One of the more interesting aspects of Little Brother was that it was full of info-dumping – entire sections wherein Marcus explained some piece of technology that helped in his resistance against authority – acting thus as a sort of guidebook to civil insurrection in the Internet Age. Homeland has less of that, but isn’t weaker for it. It is, however, less intense in that the characters never seem to be under the same kind of constant threat that Marcus and his friends faced in the first book.
This does not make the book any less timely. In fact, although I felt that Little Brother was both timely and possibly prescient of the potential direction policing in the West appeared to be going back when it was published (April 2008), Homeland is downright eerie in its prescience. It was published in February 2013, just four months before the Snowden NSA leaks hit the news. I’m not saying that Marcus and Snowden have a lot in common – beyond the leaking of sensitive documents, that is – but once again Doctorow seems to have his finger on the pulse of society, and is able to turn events, possible and likely, into compelling fiction.
Just as in his previous efforts, Doctorow incorporates pop culture effortlessly into his work, thus providing a kind of time stamp for future readers of a cultural moment. In Homeland, not only will you learn how to cold-brew coffee (all the flavor, none of the bitterness!), but you also get to visit Black Rock City and the Burning Man festival, where Marcus gets invited to join in on a game of Dungeons & Dragons with Wil Wheaton and the founders of the EFF (Electronic Frontier Foundation). In a moment of marketing genius, it is also Wheaton who ended up doing the audiobook narration for the novel.
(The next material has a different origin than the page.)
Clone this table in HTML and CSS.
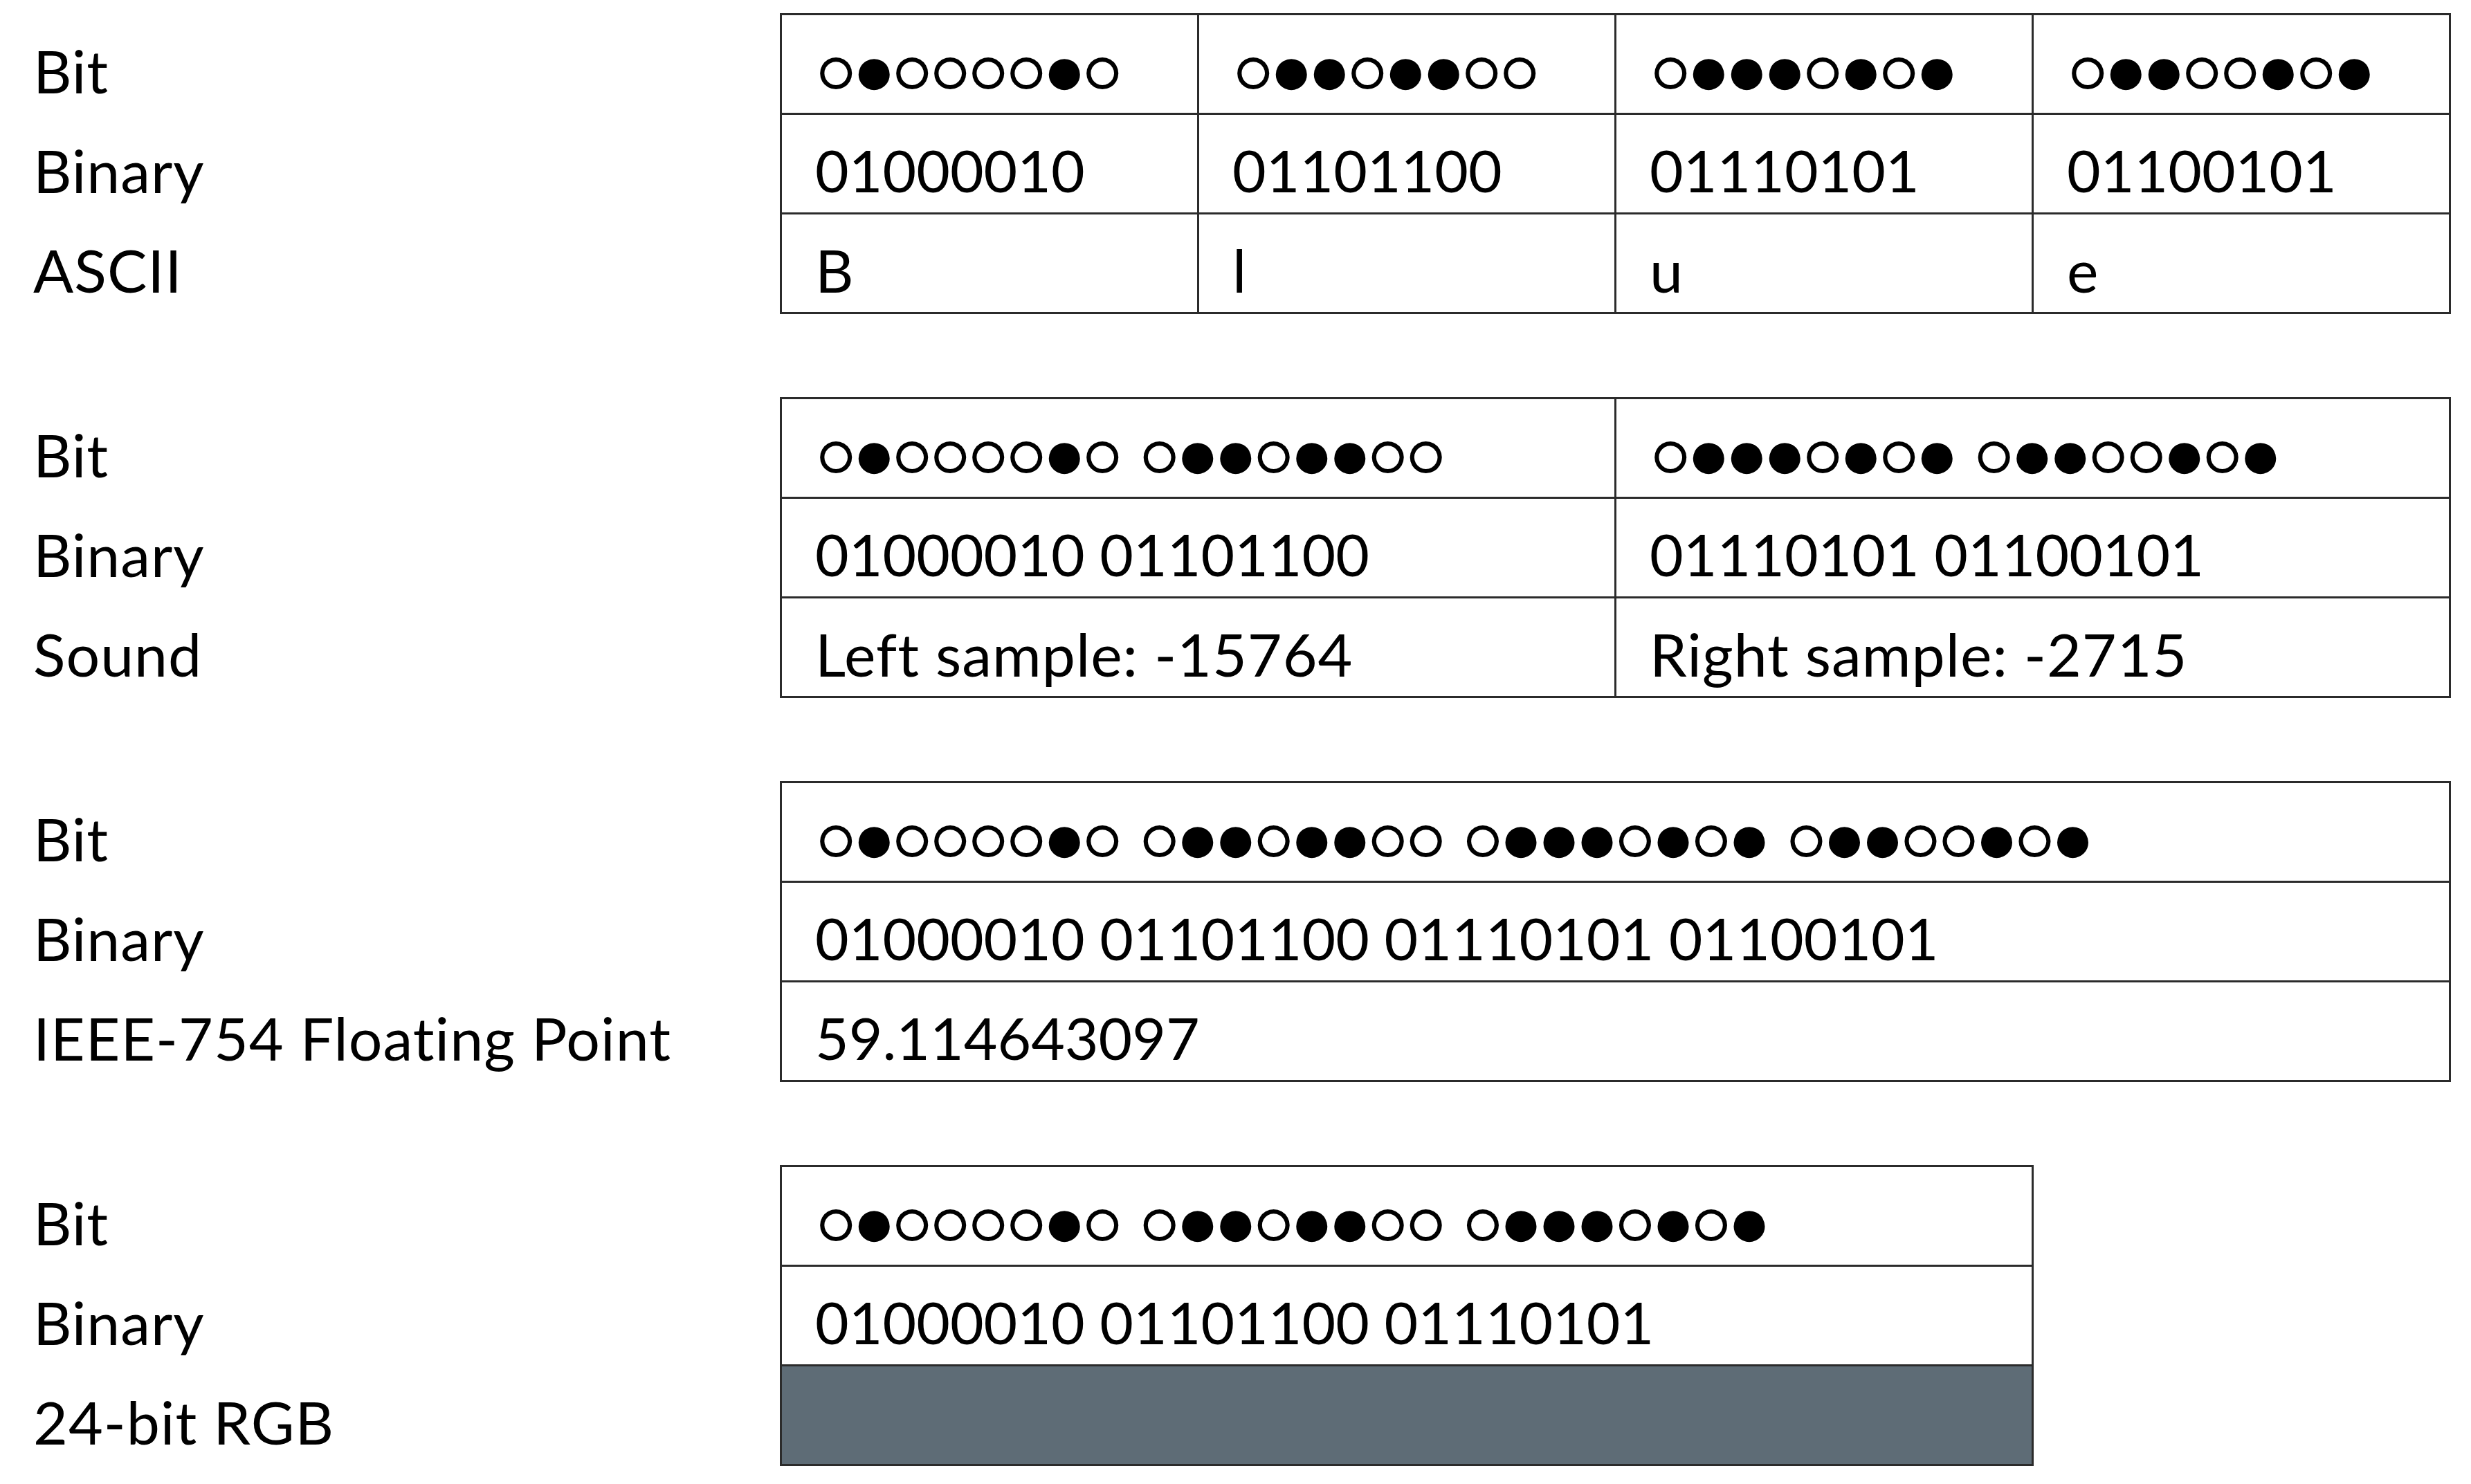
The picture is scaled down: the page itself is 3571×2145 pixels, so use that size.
FILE: index.html
```html
<!DOCTYPE html>
<html lang="en">
<head>
<meta charset="utf-8">
<title>One bit pattern, four meanings</title>
<link rel="stylesheet" href="styles.css">
</head>
<body>
<main class="page">
  <section class="block">
    <div class="labels">
      <div class="lbl">Bit</div>
      <div class="lbl">Binary</div>
      <div class="lbl">ASCII</div>
    </div>
    <div class="grid cols-4">
      <div class="cell"><span class="bits">○●○○○○●○</span></div>
      <div class="cell"><span class="bits">○●●○●●○○</span></div>
      <div class="cell"><span class="bits">○●●●○●○●</span></div>
      <div class="cell"><span class="bits">○●●○○●○●</span></div>
      <div class="cell">01000010</div>
      <div class="cell">01101100</div>
      <div class="cell">01110101</div>
      <div class="cell">01100101</div>
      <div class="cell txt">B</div>
      <div class="cell txt">l</div>
      <div class="cell txt">u</div>
      <div class="cell txt">e</div>
    </div>
  </section>

  <section class="block">
    <div class="labels">
      <div class="lbl">Bit</div>
      <div class="lbl">Binary</div>
      <div class="lbl">Sound</div>
    </div>
    <div class="grid cols-2">
      <div class="cell"><span class="bits">○●○○○○●○ ○●●○●●○○</span></div>
      <div class="cell"><span class="bits">○●●●○●○● ○●●○○●○●</span></div>
      <div class="cell">01000010 01101100</div>
      <div class="cell">01110101 01100101</div>
      <div class="cell txt">Left sample: -15764</div>
      <div class="cell txt">Right sample: -2715</div>
    </div>
  </section>

  <section class="block">
    <div class="labels">
      <div class="lbl">Bit</div>
      <div class="lbl">Binary</div>
      <div class="lbl">IEEE-754 Floating Point</div>
    </div>
    <div class="grid cols-1">
      <div class="cell"><span class="bits">○●○○○○●○ ○●●○●●○○ ○●●●○●○● ○●●○○●○●</span></div>
      <div class="cell">01000010 01101100 01110101 01100101</div>
      <div class="cell">59.114643097</div>
    </div>
  </section>

  <section class="block">
    <div class="labels">
      <div class="lbl">Bit</div>
      <div class="lbl">Binary</div>
      <div class="lbl">24-bit RGB</div>
    </div>
    <div class="grid cols-3">
      <div class="cell"><span class="bits">○●○○○○●○ ○●●○●●○○ ○●●●○●○●</span></div>
      <div class="cell">01000010 01101100 01110101</div>
      <div class="cell rgb"></div>
    </div>
  </section>
</main>
</body>
</html>
```

FILE: styles.css
```css
html,
body {
  margin: 0;
  background: #ffffff;
}

body {
  font-family: Lato, "Open Sans", sans-serif;
  font-size: 84px;
  color: #000000;
}

.page {
  padding-top: 19px;
  display: flex;
  flex-direction: column;
  gap: 120px;
}

.block {
  display: flex;
}

.labels {
  box-sizing: border-box;
  width: 1127px;
  padding: 3px 0 0 48px;
  display: grid;
  grid-template-rows: repeat(3, 144px);
}

.lbl {
  padding-top: 29px;
  line-height: 101px;
  font-size: 86px;
  letter-spacing: 1px;
  white-space: nowrap;
}

.grid {
  display: grid;
  grid-template-rows: repeat(3, 144px);
  border-top: 3px solid #2b2b2b;
  border-left: 3px solid #2b2b2b;
}

.cols-4 {
  grid-template-columns: repeat(4, 603px);
}

.cols-2 {
  grid-template-columns: repeat(2, 1206px);
}

.cols-1 {
  grid-template-columns: 2412px;
}

.cols-3 {
  grid-template-columns: 1809px;
}

.cell {
  box-sizing: border-box;
  border-right: 3px solid #2b2b2b;
  border-bottom: 3px solid #2b2b2b;
  padding: 29px 0 0 48px;
  line-height: 101px;
  white-space: nowrap;
}

.txt {
  font-size: 86px;
  letter-spacing: 1px;
}

.bits {
  font-family: "Liberation Sans", sans-serif;
  font-size: 100px;
  letter-spacing: -5.4px;
  word-spacing: 5px;
  line-height: 1;
  -webkit-text-stroke: 2px #000000;
}

.rgb {
  background: #5e6c76;
}
```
I really enjoyed reading Homeland – I always enjoy Doctorow’s writing – but I didn’t quite love it the way I did Little Brother. Where I felt that LB was an important book, I find Homeland to be moderately lighter fare. It is, however, well worth reading, especially if you’ve already gotten to know Marcus and his friends in the first book.
Steve’s Rating: (8 / 10)
A solid follow-up to what is my favorite of Doctorow’s books. Homeland is a little less compelling, but still a great deal of fun. Plus, you’ll learn a few handy tricks along the way – it is worth the price of admission alone to learn how to cold brew coffee.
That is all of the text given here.